The invention relates to a type of voltage supplying apparatus specifically designed to use fuel cell as the voltage supplying source for the apparatus.
With the diminishing of global energy source and the rising of environmental protection, conventional energy sources such as gasoline and combustion are becoming more inadequate. Therefore, many researches have been focusing on the development of new energy sources, fuel cell being the main focus.
Emphasis has been put on fuel cell because of its unique features that are in tune with the modern trend for energy: efficiency, cleanness, and quietness. The efficiency of fuel cell system is extremely high, exceeding over 40% efficiency. Combine with cogeneration technique to recycle the heat produced from the reaction and fuel cell can achieve 80% efficiency. In term of cleanness, fuel cell does not produce any kind pollutants during the energy producing process, including voice pollution.

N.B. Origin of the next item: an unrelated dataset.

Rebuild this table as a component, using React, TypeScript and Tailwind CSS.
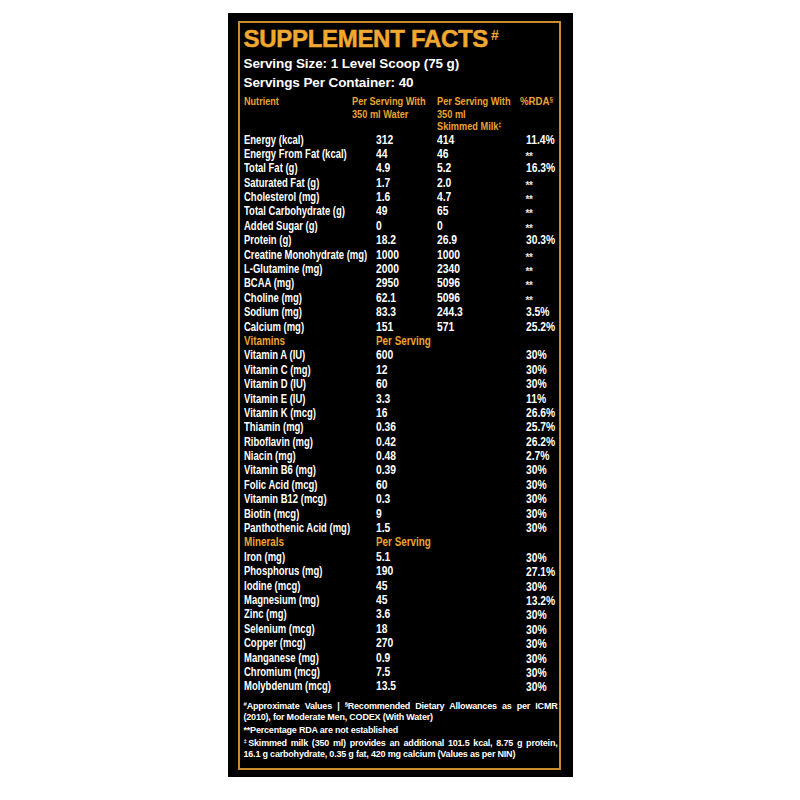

Fuel cell can be applied to different fields including electricity, industry, transportation, space industry, and military. Application can be found in power plant, back-up battery, portable power supply, forklift, robot, electric cars, small submarine and even powers for space shuttles.
But fuel cell itself still has some problems, one of them being polarized dependency loss. Due to the inner chemical characteristic of fuel cells, when fuel cells are connected to a load, the voltage of the connected side is easy to alter with the load current. Also, the ratio of alteration can reach 50%. When the load current increases, the amount of change of the fuel cell also increases. Therefore, usually the direct output voltage of the fuel cell is not used. Instead, techniques of power electronics will be used first to stabilize output voltage from the fuel cell. Then, the stabilized voltage will be output for further use. For example, the technique of high frequency switching can be applied, using a DC-DC voltage converter to stabilize the voltage output by the fuel cell.
FIG. 1 demonstrates including a DC voltage supplying device 100, a DC-AC voltage converter, and an Auxiliary Battery 108. DC-AC voltage converter 206 can accept DC voltage supplied by DC voltage supplying device 100 or Auxiliary Battery 108. Then, it can convert the accepted DC voltage to AC output voltage 110. This AC output voltage 110 can be used on many applications, such as e-vehicles or household electricity supplies, etc.
Special attention should be paid that the voltage source output from DC voltage supplying device 100 is produced by a fuel cell 102. However, the voltage output from fuel cell 102 is not directly used as the output voltage for DC voltage supplying device. Intead, it has to be stabilized by a DC-DC voltage converter 104 before it can be used as the output voltage for DC voltage supplying device 100. Fuel cell 102 and DC-DC voltage converter 104 are connected in series. In other words, the output voltage from the fuel cell must be completely processed by the DC/DC converter before it can be output. Nevertheless, there are usually some energy losses when DC-DC voltage converter 104 is put to work. Therefore, when DC-DC voltage converter is stabilizing the output voltage from fuel cell 102, some part of the voltage energy is wasted, causing a decrease in efficiency.
Thus, in voltage supplying devices those use fuel cells as voltage sources, a circuit structure that can lower the energy losses is needed, in order to raise the efficiency of electrical energy used.